Dying of Thirst: Access to water is a human right

A recent report from the World Bank estimates that 700 million people in 43 countries are living under “water stress.” No, I didn’t know what that term meant but I had a good guess. GreenFacts says it occurs when “the demand for water exceeds the available amount during a certain period or when poor quality restricts its use.”

I’ve been thinking about access to water today because I’m at the point in my other blog, a journal of my time teaching in Africa, where I am about to describe the senseless, preventable death of someone I knew. The death shocked me when it happened 17 years ago, and its senselessness has remained in my head ever since. The man in question who passed away probably drank unsafe drinking water in his village, caught dysentery, and within a matter of days passed away. It simply didn’t need to happen. We live on a planet where, according to UNICEF, lack of safe water and sanitation is the world’s single largest cause of illness. In 2002, 42 per cent of households had no toilets, and one in six people had no access to safe water. The death toll on children is especially cruel: about 4500 children die each day from unsafe drinking water and lack of basic sanitation facilities.

Governments have obligations to ensure that their citizens have sufficient and continuous access to water, that the water is of adequate quality, and that there is no discrimination in being able to access that water. (The UN’s General Comment 15 on the right to water explains what the right means in detail.) In poor countries, governments are simply not doing enough. And even if the quality of water is inadequate, there should at least be a minimum amount of health initiatives promoting alternatives to making the water potable, namely boiling the water, which is what I did for years living in Africa (and I had the rusted pots to prove it). Governments need to be more accountable for their obligations in ensuring the right to water – it’s a right like any other, and for any violation of that right, citizens should have access to the proper mechanisms to seek redress, namely through public grievance offices, national human rights, commissions, or courts.

The reality of course is not so simple. The UN suggests that a person needs a minimum of 20 litres of water per day to meet their basic needs; in some refugee camps around the world, you’d be lucky if people got a quarter of that. Internally displaced persons, like the thousands whose lives were disrupted by the earthquake in Haiti, are in desperate need of potable drinking water and an efficient mechanism for water distribution. One TV news report I saw a couple of weeks ago boasted that there was more clean water in Haiti now than there was before the earthquake. Perhaps that is so, but does everyone have access to that water?
When I read up on issues like access to water, I tend to get discouraged. I guess it comes with the job: I work on human rights issues, plenty of which are sad reminders of our inadequacy as a collective humanity to improve the lives of those who are suffering, even if they are strangers. Thankfully it often takes the small and courageous actions of a few people to restore hope: Here’s an example of an NGO helping to install water chlorinators in communities in Haiti. What’s cool is that they specified on their website the GPS coordinates of the communities.

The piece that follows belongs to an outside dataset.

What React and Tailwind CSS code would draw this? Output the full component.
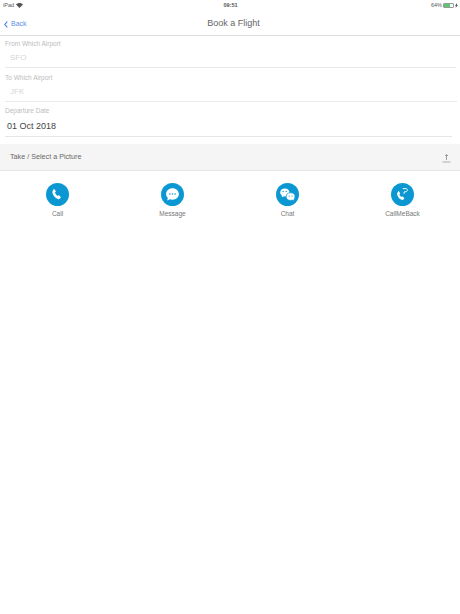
import React from 'react';

const Field = ({ label, value, dark, className }) => (
  <div className={className}>
    <div className="text-[6.5px] leading-[12px] text-[#bcbcbc]">{label}</div>
    <div
      className={
        dark
          ? 'pl-[2px] pt-[2px] h-[20px] text-[9px] leading-[14px] text-[#444] border-b border-[#e6e6e6]'
          : 'pl-[5px] pt-[1px] h-[18px] text-[8px] leading-[14px] text-[#d6d6d6] border-b border-[#e9e9e9]'
      }
    >
      {value}
    </div>
  </div>
);

const CallIcon = () => (
  <path
    d="M7.4 6.4c.4-.4.9-.4 1.2 0l1.1 1.6c.3.4.2.8-.2 1.1l-.6.5c.5 1.3 1.5 2.5 2.7 3.3l.7-.5c.4-.3.8-.2 1.1.2l1.2 1.4c.3.4.3.8-.1 1.1l-.8.7c-.5.4-1.2.5-1.8.2-2.8-1.2-4.9-3.6-5.5-6.6-.1-.6.1-1.3.5-1.8z"
    fill="#fff"
  />
);

const MessageIcon = () => (
  <>
    <path
      d="M11.5 5.2c-3.6 0-6.4 2.6-6.4 5.8 0 1.5.6 2.9 1.7 3.9l-.6 2.6 2.8-1.3c.8.3 1.6.5 2.5.5 3.6 0 6.4-2.6 6.4-5.7s-2.8-5.8-6.4-5.8z"
      fill="#fff"
    />
    <circle cx="8.9" cy="11" r=".8" fill="#0b98d2" />
    <circle cx="11.5" cy="11" r=".8" fill="#0b98d2" />
    <circle cx="14.1" cy="11" r=".8" fill="#0b98d2" />
  </>
);

const ChatIcon = () => (
  <>
    <ellipse cx="8.8" cy="9.4" rx="4.6" ry="4" fill="#fff" />
    <path d="M6.2 12l-.6 2.2 2.6-1.3z" fill="#fff" />
    <ellipse cx="14.6" cy="13.6" rx="4.4" ry="3.8" fill="#fff" stroke="#0b98d2" strokeWidth=".7" />
    <path d="M16.6 16.4l1.2 1.4-.2-2.2z" fill="#fff" />
    <circle cx="7.2" cy="8.4" r=".7" fill="#0b98d2" />
    <circle cx="10.2" cy="8.4" r=".7" fill="#0b98d2" />
    <circle cx="13.2" cy="13" r=".6" fill="#0b98d2" />
    <circle cx="16" cy="13" r=".6" fill="#0b98d2" />
  </>
);

const CallBackIcon = () => (
  <>
    <path
      d="M7 8.6c.4-.4.8-.4 1.1 0l.9 1.3c.3.4.2.7-.2 1l-.5.4c.4 1.1 1.2 2.1 2.2 2.7l.6-.4c.4-.3.7-.2 1 .2l1 1.2c.3.4.3.7-.1 1l-.7.6c-.5.4-1 .5-1.6.2-2.4-1-4.1-3-4.6-5.6-.1-.5.1-1.1.5-1.6z"
      fill="#fff"
    />
    <path
      d="M12.2 5.6h2.6c1 0 1.6.6 1.6 1.5s-.7 1.5-1.6 1.6l-1.6.2-.1 1.4"
      fill="none"
      stroke="#fff"
      strokeWidth="1"
      strokeLinecap="round"
      strokeLinejoin="round"
    />
  </>
);

const actions = [
  { name: 'Call', icon: <CallIcon /> },
  { name: 'Message', icon: <MessageIcon /> },
  { name: 'Chat', icon: <ChatIcon /> },
  { name: 'CallMeBack', icon: <CallBackIcon /> },
];

export default function App() {
  return (
    <div className="w-[460px] h-[614px] bg-white overflow-hidden font-['Liberation_Sans',sans-serif]">
      <div className="flex items-center justify-between h-[10px] pl-[3px] pr-[2px] text-[5.5px] text-[#555]">
        <div className="flex items-center gap-[2px] w-[100px]">
          <span>iPad</span>
          <svg width="7" height="5" viewBox="0 0 14 10">
            <path d="M7 10L0 3c4-4 10-4 14 0z" fill="#555" />
          </svg>
        </div>
        <span className="font-bold">09:51</span>
        <div className="flex items-center justify-end gap-[1px] w-[100px]">
          <span>64%</span>
          <div className="flex items-center h-[5px] w-[11px] border border-[#999] rounded-[1px]">
            <div className="h-full w-[6px] bg-[#5cc96e]" />
          </div>
          <svg width="3" height="5" viewBox="0 0 6 10">
            <path d="M4 0L0 6h2l-1 4 5-6H4z" fill="#555" />
          </svg>
        </div>
      </div>

      <div className="flex items-center justify-center relative h-[26px] pl-[7px] pt-[3px] border-b border-[#dedede]">
        <div className="absolute left-[4px] top-[9px] flex items-center gap-[3px] text-[#5b8fe8] text-[7px]">
          <svg width="4" height="7" viewBox="0 0 4 7">
            <path d="M3.3.7L.8 3.5l2.5 2.8" fill="none" stroke="#3f7fe8" strokeWidth="1.1" />
          </svg>
          <span>Back</span>
        </div>
        <span className="text-[9px] text-[#666]">Book a Flight</span>
      </div>

      <div className="pl-[5px] pt-[2px]">
        <Field label="From Which Airport" value="SFO" className="pr-[4px]" />
        <Field label="To Which Airport" value="JFK" className="pr-[3px] mt-[4px]" />
        <Field label="Departure Date" value="01 Oct 2018" dark className="pr-[8px] mt-[3px]" />
      </div>

      <div className="flex items-center justify-between h-[27px] mt-[7px] pl-[10px] pr-[9px] pt-[1px] bg-[#f6f5f5] border-b border-[#e6e6e6] text-[7.2px] text-[#666]">
        <span>Take / Select a Picture</span>
        <svg width="9" height="10" viewBox="0 0 9 10">
          <path d="M4.5 7V1.5M3 3l1.5-1.5L6 3" fill="none" stroke="#888" strokeWidth=".8" />
          <path d="M.5 9h8" stroke="#999" strokeWidth=".8" />
        </svg>
      </div>

      <div className="grid grid-cols-4 pt-[11.5px]">
        {actions.map((a) => (
          <div key={a.name} className="flex flex-col items-center">
            <svg width="23" height="23" viewBox="0 0 23 23">
              <circle cx="11.5" cy="11.5" r="11.5" fill="#0b98d2" />
              {a.icon}
            </svg>
            <span className="mt-[3px] text-[6.5px] leading-[10px] text-[#777]">{a.name}</span>
          </div>
        ))}
      </div>
    </div>
  );
}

While NGOs and civil society in general can do a lot to help promote proper access to water, I think there could be a fair bit of awareness-raising on the other end for consumers who spend an astounding amount of water. Canada, I’m afraid to admit, is one of the worst offenders. An OECD (Organization for Economic and Co-operation Development) report shows that my country is a dismal 28th out of 29 countries among per capita consumption of water use. What can average Canadians do to bring this number down? As one student said to me last year, “Take shorter showers.” That’s good – if everyone took showers that were half as long, I’m sure we’d make a difference. But as Thomas Friedman mentions in Hot, Flat, and Crowded (I’m paraphrasing here): if you’re going to make a difference to improve the environment, it’s going to hurt. Change isn’t easy. He scoffs at the supermarket magazines with covers offering “10 easy tips to save the environment” – saving the environment is intricately linked to ensuring access to water for all, is not and likely never will be “easy.”

Access to water is another example of a human rights issue where there is tremendous disparity in how the right is realized, respected, and even understood among those who have no water to consume and those who have an abundance of it coupled with little appreciation for this precious commodity. Nobody should die from thirst, or from drinking polluted water, it just doesn’t make sense. But there you go, in the time I wrote this, about 200 children around the world died because of unsafe drinking water. When do statistics become so horrifying that we will actually move to action?